New industrial relations laws have passed NSW parliament today, which the government says will create the structure needed to deliver meaningful improvements to wages and conditions for hundreds and thousands of workers in the state.

Treasurer Daniel Mookhey said, ‘We promised meaningful industrial relations reform and today this has been delivered. It has been a long, difficult twelve and a half years for public sector and essential workers in NSW – but that is now at an end.
‘The wages cap is gone and workers will be able to negotiate for a fair and decent wage increase,’ he said.
‘The blunt, unsophisticated instrument of the former government’s approach has been replaced by a resumption of genuine, meaningful public sector bargaining.’
A new approach
The Minns Government says the passage of these new laws, in the final sitting week of parliament for the year, marks the beginning of a more considered and independent way of settling industrial relations disputes, and negotiating wages and conditions, with agencies and unions now able to sit down together and find mutually agreed improvements to pay and conditions in NSW.
The new IR laws remove the power to cap wages, removing the government’s ability to meddle in the work of the Industrial Relations Commission, which sets awards and settles disputes.
The NSW Industrial Court, which was weakened and dismantled under the former government, will be re-established, including the appointment of expert judges, who will preside over workplace health and safety matters and underpayments.

A victory for workers
Minister for Industrial Relations, Sophie Cotsis, said ‘I congratulate health workers, nurses, paramedics, police, child protection workers, teachers, cleaners, firefighters, transport workers and many more essential workers who spent years campaigning to scrap the wages cap.
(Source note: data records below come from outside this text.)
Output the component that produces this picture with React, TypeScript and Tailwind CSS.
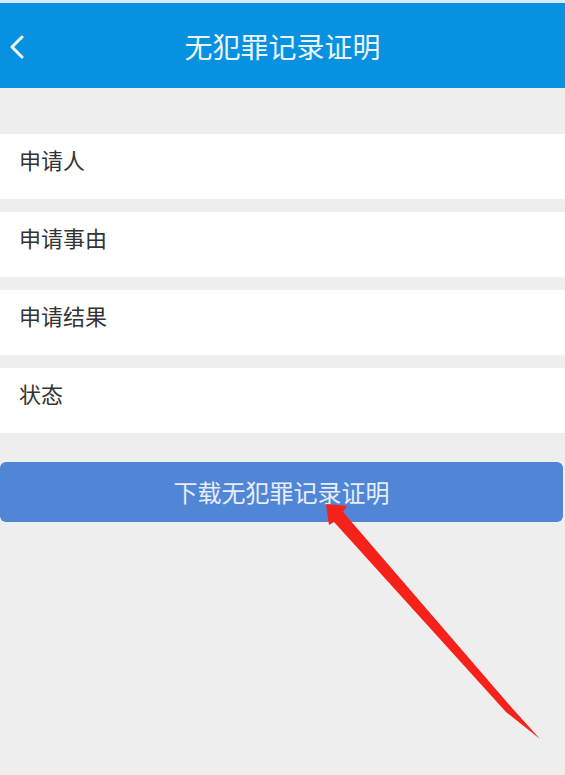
import React from "react";

const rows = ["申请人", "申请事由", "申请结果", "状态"];

export default function App() {
  return (
    <div
      className="relative w-[565px] h-[775px] bg-[#eeeeee] overflow-hidden"
      style={{ fontFamily: '"Noto Sans CJK SC", "Noto Sans", sans-serif' }}
    >
      <div className="h-[3px] bg-[#d9e9f6]" />
      <div className="relative h-[85px] bg-[#0891e0] flex items-center justify-center">
        <svg
          className="absolute left-[9px] top-[32px]"
          width="16"
          height="24"
          viewBox="0 0 16 24"
        >
          <polyline
            points="13,2 3,12 13,22"
            fill="none"
            stroke="#f2f8fd"
            strokeWidth="3"
            strokeLinecap="round"
            strokeLinejoin="round"
          />
        </svg>
        <span className="text-[28px] leading-[30px] text-[#eaf5fd]">无犯罪记录证明</span>
      </div>

      <div className="pt-[46px] flex flex-col gap-[13px]">
        {rows.map((r) => (
          <div key={r} className="h-[65px] bg-white pl-[19px] pt-[14px]">
            <span className="text-[22px] leading-[22px] text-[#333333]">{r}</span>
          </div>
        ))}
      </div>

      <div className="pt-[29px] pr-[2px]">
        <div className="h-[60px] rounded-[6px] bg-[#5186d6] flex items-center justify-center">
          <span className="text-[24px] leading-[26px] text-[#e6eefa]">下载无犯罪记录证明</span>
        </div>
      </div>

      <svg
        className="absolute left-0 top-0 pointer-events-none"
        width="565"
        height="775"
        viewBox="0 0 565 775"
      >
        <polygon
          points="326,504 347,506 343,512 512,708 540,739 506,712 334,522 329,525"
          fill="#f5211a"
        />
      </svg>
    </div>
  );
}
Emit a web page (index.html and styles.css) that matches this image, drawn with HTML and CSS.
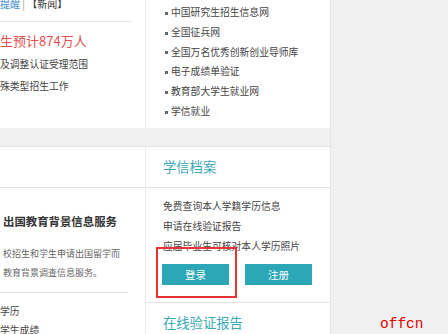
FILE: index.html
```html
<!DOCTYPE html>
<html lang="zh-CN">
<head>
    <meta charset="UTF-8">
    <meta name="viewport" content="width=device-width, initial-scale=1.0">
    <title>学信网</title>
    <link rel="stylesheet" href="styles.css">
</head>
<body>
    <div class="page">
        <div class="main">
            <div class="row row-top">
                <div class="col-left">
                    <div class="news-links"><a class="blue" href="#">提醒</a> <span class="sep">|</span> 【新闻】</div>
                    <div class="headline">生预计874万人</div>
                    <div class="plain-list">
                        <div>及调整认证受理范围</div>
                        <div>殊类型招生工作</div>
                    </div>
                </div>
                <div class="col-right">
                    <ul class="link-list">
                        <li>中国研究生招生信息网</li>
                        <li>全国征兵网</li>
                        <li>全国万名优秀创新创业导师库</li>
                        <li>电子成绩单验证</li>
                        <li>教育部大学生就业网</li>
                        <li>学信就业</li>
                    </ul>
                </div>
            </div>

            <div class="row row-bottom">
                <div class="col-left">
                    <div class="card-head"></div>
                    <div class="service">
                        <div class="service-title">出国教育背景信息服务</div>
                        <div class="service-desc">
                            <div>校招生和学生申请出国留学而</div>
                            <div>教育背景调查信息服务。</div>
                        </div>
                        <div class="service-list">
                            <div>学历</div>
                            <div>学生成绩</div>
                        </div>
                    </div>
                </div>
                <div class="col-right">
                    <div class="card-head"><div class="card-title">学信档案</div></div>
                    <div class="archive-body">
                        <div>免费查询本人学籍学历信息</div>
                        <div>申请在线验证报告</div>
                        <div>应届毕业生可核对本人学历照片</div>
                        <div class="btns">
                            <button class="btn">登录</button>
                            <button class="btn">注册</button>
                        </div>
                    </div>
                    <div class="card-head verify-head"><div class="card-title">在线验证报告</div></div>
                    <div class="mark-box"></div>
                </div>
            </div>
        </div>
        <div class="side">
            <span class="watermark">offcn</span>
        </div>
    </div>
</body>
</html>
```

FILE: styles.css
```css
* { box-sizing: border-box; }
body { margin: 0; background: #f0f0f0; font-family: "Noto Sans CJK SC", "Noto Sans", sans-serif; color: #444; }
a { text-decoration: none; }

.page { display: flex; height: 334px; overflow: hidden; }
.main { width: 331px; border-right: 1px solid #e6e6e6; }
.side { flex: 1; position: relative; }

.row { display: flex; background: #fff; }
.row-top { height: 128px; }
.row-bottom { margin-top: 18px; height: 188px; border-top: 1px solid #e4e4e4; }
.col-left { width: 146px; border-right: 1px solid #ebebeb; overflow: hidden; }
.col-right { flex: 1; position: relative; overflow: hidden; }

/* top left news */
.news-links { margin: -3px 13px 0 0; height: 25px; line-height: 14px; font-size: 10px; color: #333; border-bottom: 1px solid #e6e6e6; white-space: nowrap; }
.news-links .blue { color: #3c8fd0; }
.news-links .sep { color: #999; }
.headline { margin-top: 9px; font-size: 13px; line-height: 20px; color: #e25050; white-space: nowrap; }
.plain-list { margin-top: 2px; font-size: 9.8px; line-height: 22px; color: #444; white-space: nowrap; }

/* top right links */
.link-list { list-style: none; margin: 0; padding: 3px 0 0 19px; font-size: 9.8px; line-height: 19.8px; color: #444; white-space: nowrap; }
.link-list li::before { content: ""; display: inline-block; width: 3px; height: 3px; background: #666; margin-right: 3px; vertical-align: middle; }

/* bottom cards */
.card-head { height: 41px; border-bottom: 1px solid #e4e4e4; }
.card-title { line-height: 40px; padding-left: 17px; font-size: 13.3px; color: #3aa9b6; }
.verify-head { border-top: 1px solid #e4e4e4; border-bottom: none; }

.service { padding: 23px 0 0 3px; white-space: nowrap; }
.service-title { font-size: 11.4px; line-height: 20px; font-weight: bold; color: #333; }
.service-desc { margin-top: 13px; font-size: 9px; line-height: 19px; color: #666; }
.service-list { margin: 10px 17px 0 -3px; padding-top: 9px; border-top: 1px solid #e6e6e6; font-size: 9.8px; line-height: 19px; color: #444; }

.archive-body { padding: 8px 0 17px 17px; font-size: 9.8px; line-height: 20px; color: #444; white-space: nowrap; }
.btns { display: flex; gap: 16px; margin: 8px 0 0 -1px; }
.btn { width: 67px; height: 21px; padding: 0; border: none; background: #2ca7b6; color: #fff; font-family: inherit; font-size: 10.5px; cursor: pointer; }

.mark-box { position: absolute; left: 10px; top: 100px; width: 81px; height: 51px; border: 2px solid #e43434; }

.watermark { position: absolute; left: 49px; top: 316px; font-family: "Liberation Mono", monospace; font-size: 14.5px; line-height: 16px; color: #dd0000; }
```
This is their victory.
‘NSW will have a modern industrial relations system that enables fair wages to be negotiated and disputes to be resolved,’ she said.
‘The former government’s wages cap and wage suppression created a recruitment and retention crisis in public services, and this is the beginning of reversing that damage.’
She says the Minns Labor Government was elected with a clear mandate to scrap the wages cap and sit down for genuine negotiation with frontline workers, improving working conditions and attracting new people to those vital roles, with that process now well underway.